Emergency Bill “may be needed” to block UK Government changing EU voting rights in Wales

(Title Image: Cyprus Mail)

External Affairs Committee
International Agreements – Reciprocal Voting Rights: Portugal & Luxembourg (pdf)
Published: 17th September 2019

Signed: 12th June 2019 (Portugal), 18th June 2019 (Luxembourg)
Ratification (under Constitutional Reform & Governance Act): Both comes into force after Brexit.

How do the deals work?

Both agreements would allow UK, Portuguese and Luxembourger nationals to vote and stand in each other’s respective local government elections. The UK Government was unable to secure reciprocal voting rights as part of EU withdrawal negotiations so UK nationals living in the EU will be reliant on the electoral rules of the respective member states. The UK Government has decided to negotiate bilateral treaties with each member state.
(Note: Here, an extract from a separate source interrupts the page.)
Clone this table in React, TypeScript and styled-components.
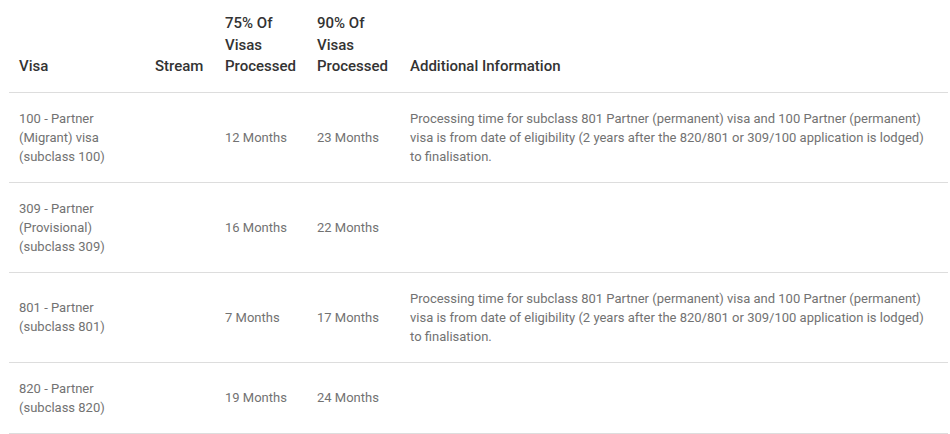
import React from "react";
import styled, { createGlobalStyle } from "styled-components";

const Global = createGlobalStyle`
  html, body { margin: 0; padding: 0; background: #fff; }
  body { font-family: Roboto, "Noto Sans", Arial, sans-serif; }
  *, *::before, *::after { box-sizing: border-box; }
`;

const Wrap = styled.div`
  padding: 0 2px 0 9px;
`;

const Table = styled.table`
  width: 939px;
  border-collapse: collapse;
  table-layout: fixed;
`;

const Th = styled.th<{ $w: number }>`
  width: ${(p) => p.$w}px;
  text-align: left;
  vertical-align: bottom;
  padding: 13px 10px 14px;
  font-size: 15px;
  line-height: 21.5px;
  font-weight: 500;
  color: #333;
  border-bottom: 1px solid #ddd;
`;

const Td = styled.td`
  vertical-align: middle;
  padding: 16px 10px;
  font-size: 13px;
  line-height: 19px;
  font-weight: 400;
  color: #727272;
  border-bottom: 1px solid #ddd;
`;

const note =
  "Processing time for subclass 801 Partner (permanent) visa and 100 Partner (permanent) visa is from date of eligibility (2 years after the 820/801 or 309/100 application is lodged) to finalisation.";

const rows = [
  { visa: ["100 - Partner", "(Migrant) visa", "(subclass 100)"], p75: "12 Months", p90: "23 Months", info: note },
  { visa: ["309 - Partner", "(Provisional)", "(subclass 309)"], p75: "16 Months", p90: "22 Months", info: "" },
  { visa: ["801 - Partner", "(subclass 801)"], p75: "7 Months", p90: "17 Months", info: note },
  { visa: ["820 - Partner", "(subclass 820)"], p75: "19 Months", p90: "24 Months", info: "" },
];

export default function App() {
  return (
    <>
      <Global />
      <Wrap>
        <Table>
          <thead>
            <tr>
              <Th $w={136}>Visa</Th>
              <Th $w={70}>Stream</Th>
              <Th $w={92}>75% Of Visas Processed</Th>
              <Th $w={93}>90% Of Visas Processed</Th>
              <Th $w={548}>Additional Information</Th>
            </tr>
          </thead>
          <tbody>
            {rows.map((r, i) => (
              <tr key={i}>
                <Td>
                  {r.visa.map((l, j) => (
                    <React.Fragment key={j}>
                      {j > 0 && <br />}
                      {l}
                    </React.Fragment>
                  ))}
                </Td>
                <Td></Td>
                <Td>{r.p75}</Td>
                <Td>{r.p90}</Td>
                <Td>{r.info}</Td>
              </tr>
            ))}
          </tbody>
        </Table>
      </Wrap>
    </>
  );
}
26,000 UK nationals live in Portugal and under the terms of the agreement in order to vote or stand in an election they’ll need a residence permit, will need to have lived in Portugal for at least three years and be on the Portuguese electoral register.
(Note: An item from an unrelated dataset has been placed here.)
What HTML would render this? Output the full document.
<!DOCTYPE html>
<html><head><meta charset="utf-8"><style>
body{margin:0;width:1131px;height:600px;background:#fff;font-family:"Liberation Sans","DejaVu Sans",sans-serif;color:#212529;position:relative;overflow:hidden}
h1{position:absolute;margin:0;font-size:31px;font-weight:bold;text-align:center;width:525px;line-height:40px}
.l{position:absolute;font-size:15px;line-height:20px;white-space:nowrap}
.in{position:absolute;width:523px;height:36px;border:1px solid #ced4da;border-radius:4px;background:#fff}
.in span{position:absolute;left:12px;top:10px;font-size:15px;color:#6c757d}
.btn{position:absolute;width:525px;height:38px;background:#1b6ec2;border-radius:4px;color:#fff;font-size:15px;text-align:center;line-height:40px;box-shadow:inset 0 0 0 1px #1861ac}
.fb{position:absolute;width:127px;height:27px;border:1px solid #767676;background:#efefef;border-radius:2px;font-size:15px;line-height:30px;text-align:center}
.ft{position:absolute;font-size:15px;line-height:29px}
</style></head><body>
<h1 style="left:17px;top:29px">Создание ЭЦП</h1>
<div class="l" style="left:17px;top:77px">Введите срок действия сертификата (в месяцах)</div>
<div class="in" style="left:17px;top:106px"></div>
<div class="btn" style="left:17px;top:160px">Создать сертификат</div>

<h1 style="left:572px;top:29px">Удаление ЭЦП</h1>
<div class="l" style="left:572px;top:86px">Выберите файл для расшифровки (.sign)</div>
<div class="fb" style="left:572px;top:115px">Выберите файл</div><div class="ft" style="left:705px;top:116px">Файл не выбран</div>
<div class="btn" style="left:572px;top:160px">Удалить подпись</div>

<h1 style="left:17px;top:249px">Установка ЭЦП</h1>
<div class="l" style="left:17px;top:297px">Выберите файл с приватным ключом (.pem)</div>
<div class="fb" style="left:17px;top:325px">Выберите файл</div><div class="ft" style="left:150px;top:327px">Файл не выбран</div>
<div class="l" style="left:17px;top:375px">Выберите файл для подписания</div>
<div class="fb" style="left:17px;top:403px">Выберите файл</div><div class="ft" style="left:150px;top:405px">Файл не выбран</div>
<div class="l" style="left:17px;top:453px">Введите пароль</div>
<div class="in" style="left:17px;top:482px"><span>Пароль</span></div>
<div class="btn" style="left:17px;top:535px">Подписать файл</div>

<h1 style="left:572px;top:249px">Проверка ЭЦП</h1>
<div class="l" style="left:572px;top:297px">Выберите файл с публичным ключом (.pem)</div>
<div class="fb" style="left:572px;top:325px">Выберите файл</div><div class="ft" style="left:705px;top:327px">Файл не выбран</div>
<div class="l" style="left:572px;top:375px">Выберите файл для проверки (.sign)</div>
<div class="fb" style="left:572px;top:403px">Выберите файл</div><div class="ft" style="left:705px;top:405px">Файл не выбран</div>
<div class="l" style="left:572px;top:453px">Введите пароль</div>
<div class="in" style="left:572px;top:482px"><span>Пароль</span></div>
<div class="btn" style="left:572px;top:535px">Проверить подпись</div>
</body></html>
6,000 UK nationals live in Luxembourg and under the terms of that agreement, UK nationals will need to have lived in Luxembourg for at least five years, with the final year of that being uninterrupted.
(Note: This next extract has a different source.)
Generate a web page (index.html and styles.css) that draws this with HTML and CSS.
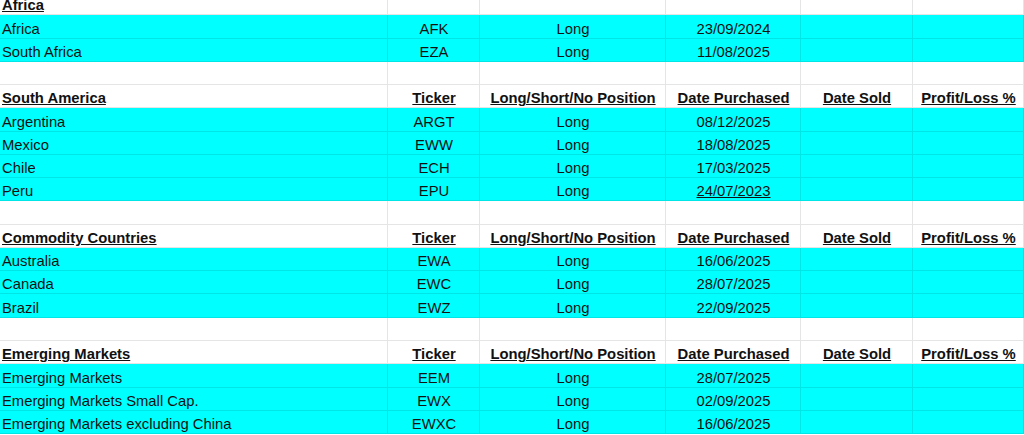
FILE: index.html
```html
<!DOCTYPE html>
<html lang="en">
<head>
<meta charset="utf-8">
<title>Portfolio sheet</title>
<link rel="stylesheet" href="styles.css">
</head>
<body>
<div class="sheet">
  <div class="row head">
    <div class="cell name">Africa</div><div class="cell"></div><div class="cell"></div><div class="cell"></div><div class="cell"></div><div class="cell"></div>
  </div>
  <div class="row data">
    <div class="cell name">Africa</div><div class="cell">AFK</div><div class="cell">Long</div><div class="cell">23/09/2024</div><div class="cell"></div><div class="cell"></div>
  </div>
  <div class="row data">
    <div class="cell name">South Africa</div><div class="cell">EZA</div><div class="cell">Long</div><div class="cell">11/08/2025</div><div class="cell"></div><div class="cell"></div>
  </div>
  <div class="row">
    <div class="cell"></div><div class="cell"></div><div class="cell"></div><div class="cell"></div><div class="cell"></div><div class="cell"></div>
  </div>

  <div class="row head">
    <div class="cell name">South America</div><div class="cell">Ticker</div><div class="cell">Long/Short/No Position</div><div class="cell">Date Purchased</div><div class="cell">Date Sold</div><div class="cell">Profit/Loss %</div>
  </div>
  <div class="row data">
    <div class="cell name">Argentina</div><div class="cell">ARGT</div><div class="cell">Long</div><div class="cell">08/12/2025</div><div class="cell"></div><div class="cell"></div>
  </div>
  <div class="row data">
    <div class="cell name">Mexico</div><div class="cell">EWW</div><div class="cell">Long</div><div class="cell">18/08/2025</div><div class="cell"></div><div class="cell"></div>
  </div>
  <div class="row data">
    <div class="cell name">Chile</div><div class="cell">ECH</div><div class="cell">Long</div><div class="cell">17/03/2025</div><div class="cell"></div><div class="cell"></div>
  </div>
  <div class="row data">
    <div class="cell name">Peru</div><div class="cell">EPU</div><div class="cell">Long</div><div class="cell"><span class="ul">24/07/2023</span></div><div class="cell"></div><div class="cell"></div>
  </div>
  <div class="row">
    <div class="cell"></div><div class="cell"></div><div class="cell"></div><div class="cell"></div><div class="cell"></div><div class="cell"></div>
  </div>

  <div class="row head">
    <div class="cell name">Commodity Countries</div><div class="cell">Ticker</div><div class="cell">Long/Short/No Position</div><div class="cell">Date Purchased</div><div class="cell">Date Sold</div><div class="cell">Profit/Loss %</div>
  </div>
  <div class="row data">
    <div class="cell name">Australia</div><div class="cell">EWA</div><div class="cell">Long</div><div class="cell">16/06/2025</div><div class="cell"></div><div class="cell"></div>
  </div>
  <div class="row data">
    <div class="cell name">Canada</div><div class="cell">EWC</div><div class="cell">Long</div><div class="cell">28/07/2025</div><div class="cell"></div><div class="cell"></div>
  </div>
  <div class="row data">
    <div class="cell name">Brazil</div><div class="cell">EWZ</div><div class="cell">Long</div><div class="cell">22/09/2025</div><div class="cell"></div><div class="cell"></div>
  </div>
  <div class="row">
    <div class="cell"></div><div class="cell"></div><div class="cell"></div><div class="cell"></div><div class="cell"></div><div class="cell"></div>
  </div>

  <div class="row head">
    <div class="cell name">Emerging Markets</div><div class="cell">Ticker</div><div class="cell">Long/Short/No Position</div><div class="cell">Date Purchased</div><div class="cell">Date Sold</div><div class="cell">Profit/Loss %</div>
  </div>
  <div class="row data">
    <div class="cell name">Emerging Markets</div><div class="cell">EEM</div><div class="cell">Long</div><div class="cell">28/07/2025</div><div class="cell"></div><div class="cell"></div>
  </div>
  <div class="row data">
    <div class="cell name">Emerging Markets Small Cap.</div><div class="cell">EWX</div><div class="cell">Long</div><div class="cell">02/09/2025</div><div class="cell"></div><div class="cell"></div>
  </div>
  <div class="row data">
    <div class="cell name">Emerging Markets excluding China</div><div class="cell">EWXC</div><div class="cell">Long</div><div class="cell">16/06/2025</div><div class="cell"></div><div class="cell"></div>
  </div>
</div>
</body>
</html>
```

FILE: styles.css
```css
html, body {
  margin: 0;
  padding: 0;
  background: #ffffff;
  overflow: hidden;
}

.sheet {
  margin-top: -8px;
  font-family: "Liberation Sans", Arial, sans-serif;
  font-size: 14.8px;
  color: #111111;
}

.row {
  display: grid;
  grid-template-columns: 388px 92px 186px 135px 112px 111px;
  height: 23.28px;
  box-sizing: border-box;
  border-bottom: 1px solid rgba(0, 0, 0, 0.1);
}

.row.data {
  background: #00ffff;
}

.cell {
  display: flex;
  align-items: flex-end;
  justify-content: center;
  box-sizing: border-box;
  padding: 0 1px 0 2px;
  border-right: 1px solid rgba(0, 0, 0, 0.1);
  line-height: 17px;
  white-space: nowrap;
  overflow: hidden;
}

.cell.name {
  justify-content: flex-start;
}

.row.head .cell {
  font-weight: bold;
  text-decoration: underline;
}

.ul {
  text-decoration: underline;
}
```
There are slight differences between the two treaties regarding modification and cancellation.

What do these agreements mean for Wales?

The electorate for the Senedd is the same as that for local elections and powers relating to the electoral franchise for local and Senedd elections were devolved to Wales in 2017.

The UK Government kept the devolved administrations up to date with the treaties – and, in principle, the Welsh Government agrees with their policy position. However, the First Minister said the treaties were limiting the Senedd’s powers to legislate for the devolved electoral franchise.

The Welsh Government has asked to be fully involved in any negotiations regarding these electoral agreements so commitments aren’t made without its consent.

The Committee concluded that if, in the future, the UK Government failed to reach agreements with EU member states they may decide to unilaterally withdraw the right for the EU state’s citizens to vote in UK elections – which would encroach on devolved powers.

The Committee then suggests:

“If the Welsh Government and the Assembly wish to retain the entitlement of citizens of that country to vote in devolved elections, it may be necessary to act quickly to ensure that any changes made by the UK Government do not apply to devolved elections. That could involve using the Emergency Bill procedure set out in Assembly Standing Orders.”